A pathway from nanoscale templates to magnetic assembly of plasmonic chiral nanoparticles: the future of chiral superstructures in nanotechnology

By Olga Guselnikova, Community Board member.

The synthesis and control of the performance of chiral superstructures are intriguing because they bring us closer to the magical concept of chirality, exemplified by the dichotomy between our hands. In the long run, scientists aim to control the chirality of matter, particularly molecules. The enduring challenge is to overcome the mismatch between the molecular work function and magnetic quadrupole transitions and/or the wavelength of light. “Due to this size mismatch, the molecule sees uniform electric and magnetic fields, just as we see the Earth as locally flat,” said Prof.

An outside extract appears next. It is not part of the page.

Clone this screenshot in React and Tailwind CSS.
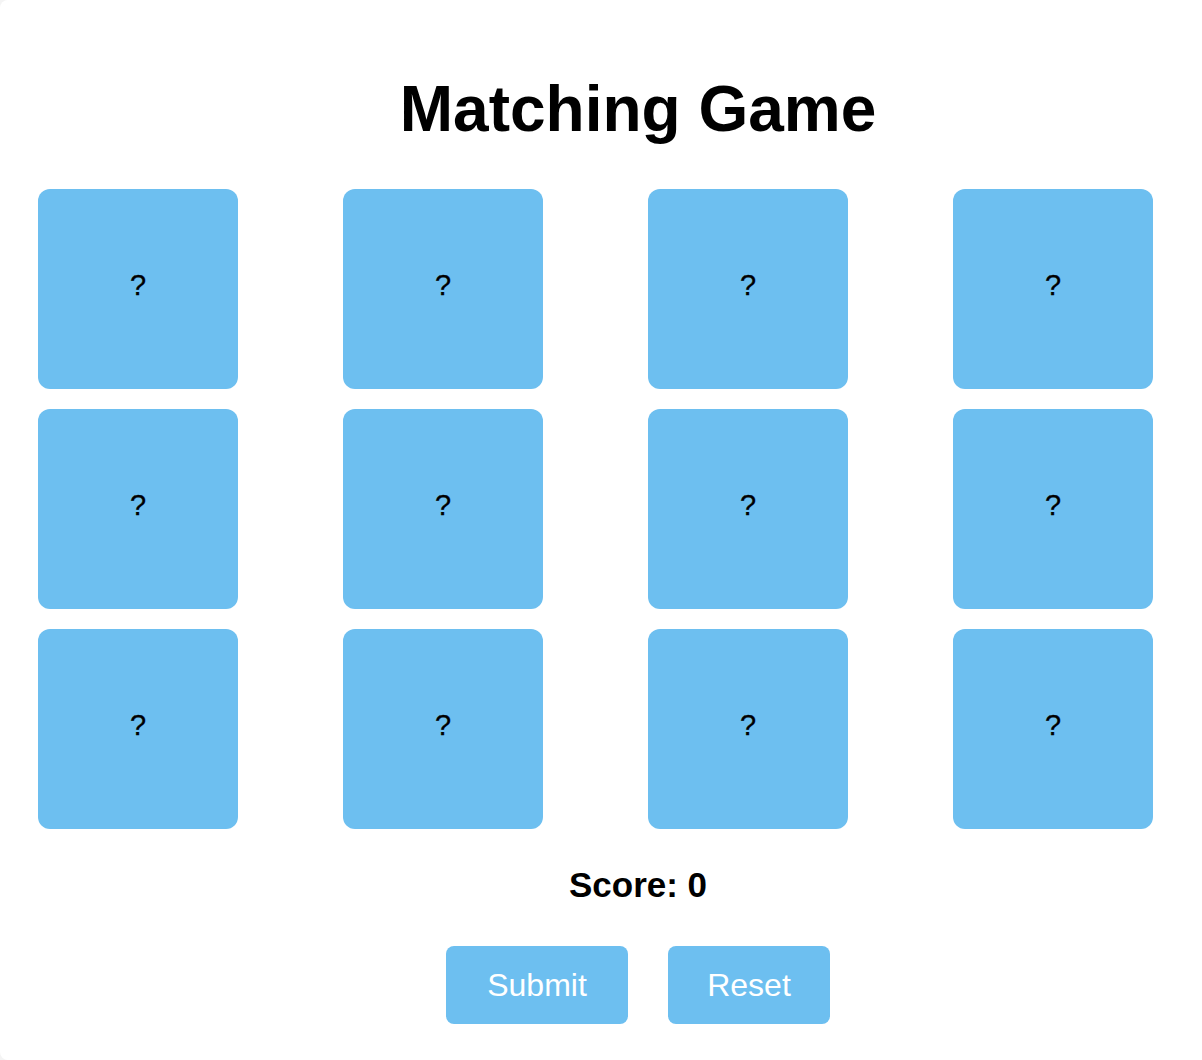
import React from "react";

export default function App() {
  const cards = Array.from({ length: 12 });
  return (
    <div
      className="w-[1202px] h-[1060px] overflow-hidden bg-[#f4f4f4]"
      style={{ fontFamily: '"Liberation Sans", Arial, sans-serif' }}
    >
      <div className="w-[1300px] h-[1060px] bg-white rounded-lg pl-[38px] pt-[77px]">
        <div className="w-[1200px] flex flex-col items-center">
          <h1 className="text-[64px] leading-[64px] font-bold text-black m-0">Matching Game</h1>
          <div className="grid grid-cols-4 gap-5 w-full mt-[48px]">
            {cards.map((_, i) => (
              <div
                key={i}
                className="w-[200px] h-[200px] rounded-xl bg-[#6dbff0] flex items-center justify-center pb-[6px] text-[29px] text-black [-webkit-text-stroke:0.3px_black]"
              >
                ?
              </div>
            ))}
          </div>
          <div className="mt-[34px] text-[35px] leading-[44px] font-bold text-black">Score: 0</div>
          <div className="flex gap-10 mt-[39px]">
            <button className="w-[182px] h-[78px] rounded-lg bg-[#6dbff0] text-white text-[32px]">Submit</button>
            <button className="w-[162px] h-[78px] rounded-lg bg-[#6dbff0] text-white text-[32px]">Reset</button>
          </div>
        </div>
      </div>
    </div>
  );
}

Adam E. Cohen in one of his pioneering reviews on chirality (Nano Today (2009) 4, 269—279). The design of chiral superstructures allows us to sculpt the three-dimensional shape of the electromagnetic field at the size scale of an individual molecule. The most rapidly developing strategy to prepare these nanostructures involves using diverse nanoscale templates, such as origami techniques or lithography. However, the preparation of such nanostructures is very challenging, which slows down the field’s development. Another significant limitation is the inability to dynamically control the handedness and spectral characteristics.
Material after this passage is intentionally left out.